__WORK TO DO__
Where a line below holds the string "components", copy that line.

— START GIVEN INFORMATION —

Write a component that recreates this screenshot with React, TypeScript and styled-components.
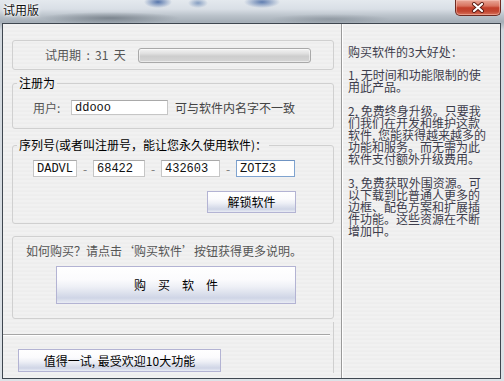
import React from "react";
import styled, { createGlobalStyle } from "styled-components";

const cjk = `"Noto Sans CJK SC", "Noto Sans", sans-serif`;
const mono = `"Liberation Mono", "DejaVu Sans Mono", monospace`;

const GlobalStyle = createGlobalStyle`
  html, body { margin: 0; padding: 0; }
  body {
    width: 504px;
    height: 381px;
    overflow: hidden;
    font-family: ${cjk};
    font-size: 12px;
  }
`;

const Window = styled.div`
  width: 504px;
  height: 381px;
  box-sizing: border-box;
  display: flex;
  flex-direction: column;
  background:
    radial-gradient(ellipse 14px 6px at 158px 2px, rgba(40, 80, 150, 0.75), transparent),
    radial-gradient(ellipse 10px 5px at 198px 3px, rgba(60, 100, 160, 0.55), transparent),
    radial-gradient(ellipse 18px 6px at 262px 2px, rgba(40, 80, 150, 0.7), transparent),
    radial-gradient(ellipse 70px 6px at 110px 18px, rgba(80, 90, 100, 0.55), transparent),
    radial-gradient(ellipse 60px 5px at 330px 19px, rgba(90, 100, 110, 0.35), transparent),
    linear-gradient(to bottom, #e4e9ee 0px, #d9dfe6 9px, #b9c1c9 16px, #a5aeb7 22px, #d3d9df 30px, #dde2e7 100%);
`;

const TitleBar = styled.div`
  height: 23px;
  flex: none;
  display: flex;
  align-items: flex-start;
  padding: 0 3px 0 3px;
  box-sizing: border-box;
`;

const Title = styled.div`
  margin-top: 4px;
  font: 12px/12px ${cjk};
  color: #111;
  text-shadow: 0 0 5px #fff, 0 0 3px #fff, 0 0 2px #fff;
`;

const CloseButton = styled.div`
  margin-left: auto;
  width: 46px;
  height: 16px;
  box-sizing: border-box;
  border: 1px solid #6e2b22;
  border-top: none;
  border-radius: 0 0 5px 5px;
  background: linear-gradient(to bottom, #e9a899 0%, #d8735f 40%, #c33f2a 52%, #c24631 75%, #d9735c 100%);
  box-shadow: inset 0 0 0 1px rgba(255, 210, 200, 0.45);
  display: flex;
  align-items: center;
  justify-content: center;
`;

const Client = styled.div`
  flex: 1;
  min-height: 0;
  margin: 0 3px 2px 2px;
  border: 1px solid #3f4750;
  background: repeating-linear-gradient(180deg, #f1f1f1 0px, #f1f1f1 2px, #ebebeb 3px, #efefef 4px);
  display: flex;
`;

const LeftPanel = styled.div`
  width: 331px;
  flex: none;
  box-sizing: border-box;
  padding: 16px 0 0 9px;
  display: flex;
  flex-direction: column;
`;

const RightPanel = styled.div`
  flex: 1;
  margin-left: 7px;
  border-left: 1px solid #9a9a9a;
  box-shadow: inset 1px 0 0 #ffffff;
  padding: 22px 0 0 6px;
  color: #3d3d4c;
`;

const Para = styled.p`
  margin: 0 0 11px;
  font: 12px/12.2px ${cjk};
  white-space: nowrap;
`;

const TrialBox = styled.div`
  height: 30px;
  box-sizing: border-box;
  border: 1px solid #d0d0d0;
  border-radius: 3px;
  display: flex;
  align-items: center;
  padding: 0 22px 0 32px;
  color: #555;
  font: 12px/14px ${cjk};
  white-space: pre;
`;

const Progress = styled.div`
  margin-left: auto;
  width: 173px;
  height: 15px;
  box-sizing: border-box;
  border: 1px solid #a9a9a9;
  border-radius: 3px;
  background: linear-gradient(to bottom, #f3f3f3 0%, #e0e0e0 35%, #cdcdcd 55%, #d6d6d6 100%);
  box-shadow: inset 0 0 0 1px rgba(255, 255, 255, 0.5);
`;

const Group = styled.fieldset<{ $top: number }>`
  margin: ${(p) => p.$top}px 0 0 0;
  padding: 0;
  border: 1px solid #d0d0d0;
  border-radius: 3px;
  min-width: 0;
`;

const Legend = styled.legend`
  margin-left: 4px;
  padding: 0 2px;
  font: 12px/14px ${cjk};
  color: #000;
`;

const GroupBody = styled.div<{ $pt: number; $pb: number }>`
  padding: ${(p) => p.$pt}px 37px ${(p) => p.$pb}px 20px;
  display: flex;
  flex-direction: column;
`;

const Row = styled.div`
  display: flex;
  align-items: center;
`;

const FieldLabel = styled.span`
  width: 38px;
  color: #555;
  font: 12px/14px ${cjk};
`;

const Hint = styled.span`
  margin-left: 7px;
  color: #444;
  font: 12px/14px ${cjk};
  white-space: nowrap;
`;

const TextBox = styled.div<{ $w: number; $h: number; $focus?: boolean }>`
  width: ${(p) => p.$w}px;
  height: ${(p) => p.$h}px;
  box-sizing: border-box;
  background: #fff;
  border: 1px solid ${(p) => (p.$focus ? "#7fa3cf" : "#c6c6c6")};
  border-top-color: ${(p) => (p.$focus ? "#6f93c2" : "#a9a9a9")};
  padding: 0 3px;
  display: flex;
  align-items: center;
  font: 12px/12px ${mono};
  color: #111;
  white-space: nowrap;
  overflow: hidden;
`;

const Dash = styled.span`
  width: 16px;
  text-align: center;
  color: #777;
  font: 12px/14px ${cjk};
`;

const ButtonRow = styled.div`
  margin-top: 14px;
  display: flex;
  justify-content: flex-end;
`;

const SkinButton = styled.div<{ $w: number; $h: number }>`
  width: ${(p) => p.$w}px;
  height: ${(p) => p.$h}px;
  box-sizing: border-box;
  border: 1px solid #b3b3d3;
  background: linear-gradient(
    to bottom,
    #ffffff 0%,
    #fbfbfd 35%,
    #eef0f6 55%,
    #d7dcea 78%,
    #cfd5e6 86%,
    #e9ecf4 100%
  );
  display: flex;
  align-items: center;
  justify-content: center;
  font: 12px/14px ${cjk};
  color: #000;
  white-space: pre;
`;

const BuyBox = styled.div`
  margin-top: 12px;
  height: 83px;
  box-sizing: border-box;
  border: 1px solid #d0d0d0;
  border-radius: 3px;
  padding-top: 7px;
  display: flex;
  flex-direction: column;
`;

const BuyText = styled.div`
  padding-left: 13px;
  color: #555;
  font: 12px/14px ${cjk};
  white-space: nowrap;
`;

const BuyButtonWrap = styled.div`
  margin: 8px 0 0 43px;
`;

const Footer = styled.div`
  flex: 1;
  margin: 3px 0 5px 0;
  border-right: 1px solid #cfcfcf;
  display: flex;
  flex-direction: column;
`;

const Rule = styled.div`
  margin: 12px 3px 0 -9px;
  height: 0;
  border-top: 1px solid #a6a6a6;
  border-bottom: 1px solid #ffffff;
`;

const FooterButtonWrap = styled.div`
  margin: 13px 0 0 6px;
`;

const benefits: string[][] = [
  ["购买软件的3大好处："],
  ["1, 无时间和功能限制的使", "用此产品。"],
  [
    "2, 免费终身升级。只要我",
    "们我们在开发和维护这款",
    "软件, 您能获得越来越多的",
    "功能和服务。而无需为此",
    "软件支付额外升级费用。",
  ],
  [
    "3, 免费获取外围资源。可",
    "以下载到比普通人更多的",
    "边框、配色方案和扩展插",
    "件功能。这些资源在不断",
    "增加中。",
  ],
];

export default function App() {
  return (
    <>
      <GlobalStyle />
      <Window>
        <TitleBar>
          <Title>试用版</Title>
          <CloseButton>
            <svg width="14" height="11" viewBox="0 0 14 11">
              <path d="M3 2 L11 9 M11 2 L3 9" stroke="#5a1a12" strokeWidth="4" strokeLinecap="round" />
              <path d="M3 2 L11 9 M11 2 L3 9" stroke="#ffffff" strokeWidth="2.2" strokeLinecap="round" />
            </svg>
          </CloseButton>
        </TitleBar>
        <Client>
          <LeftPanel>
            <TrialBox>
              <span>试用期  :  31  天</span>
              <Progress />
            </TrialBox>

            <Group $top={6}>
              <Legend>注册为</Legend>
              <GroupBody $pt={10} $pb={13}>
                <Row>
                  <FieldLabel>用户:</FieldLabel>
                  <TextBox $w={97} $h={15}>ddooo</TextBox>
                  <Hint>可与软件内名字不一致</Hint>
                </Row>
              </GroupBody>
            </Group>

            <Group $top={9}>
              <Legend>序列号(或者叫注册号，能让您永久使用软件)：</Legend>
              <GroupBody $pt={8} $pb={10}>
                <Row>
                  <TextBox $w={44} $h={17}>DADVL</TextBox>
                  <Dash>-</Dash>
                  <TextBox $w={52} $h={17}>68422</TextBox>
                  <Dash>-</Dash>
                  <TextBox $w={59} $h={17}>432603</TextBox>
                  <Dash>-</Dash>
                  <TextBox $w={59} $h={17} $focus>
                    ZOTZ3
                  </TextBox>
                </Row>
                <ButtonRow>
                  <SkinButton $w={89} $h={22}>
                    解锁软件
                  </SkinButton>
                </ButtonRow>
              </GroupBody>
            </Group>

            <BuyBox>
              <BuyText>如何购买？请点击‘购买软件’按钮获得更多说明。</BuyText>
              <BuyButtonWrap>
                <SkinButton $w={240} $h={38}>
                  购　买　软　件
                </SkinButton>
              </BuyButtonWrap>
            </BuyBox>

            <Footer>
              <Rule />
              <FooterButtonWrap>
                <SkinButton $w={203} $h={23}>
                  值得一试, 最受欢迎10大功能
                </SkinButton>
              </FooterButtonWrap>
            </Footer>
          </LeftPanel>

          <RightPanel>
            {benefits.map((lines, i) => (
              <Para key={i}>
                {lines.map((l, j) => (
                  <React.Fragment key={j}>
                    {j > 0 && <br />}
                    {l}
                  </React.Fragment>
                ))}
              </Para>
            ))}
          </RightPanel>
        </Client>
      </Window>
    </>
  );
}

— END GIVEN INFORMATION —

__RESULT OF THE EXERCISE__
Write a component that recreates this screenshot with React, TypeScript and styled-components.
import styled, { createGlobalStyle } from "styled-components";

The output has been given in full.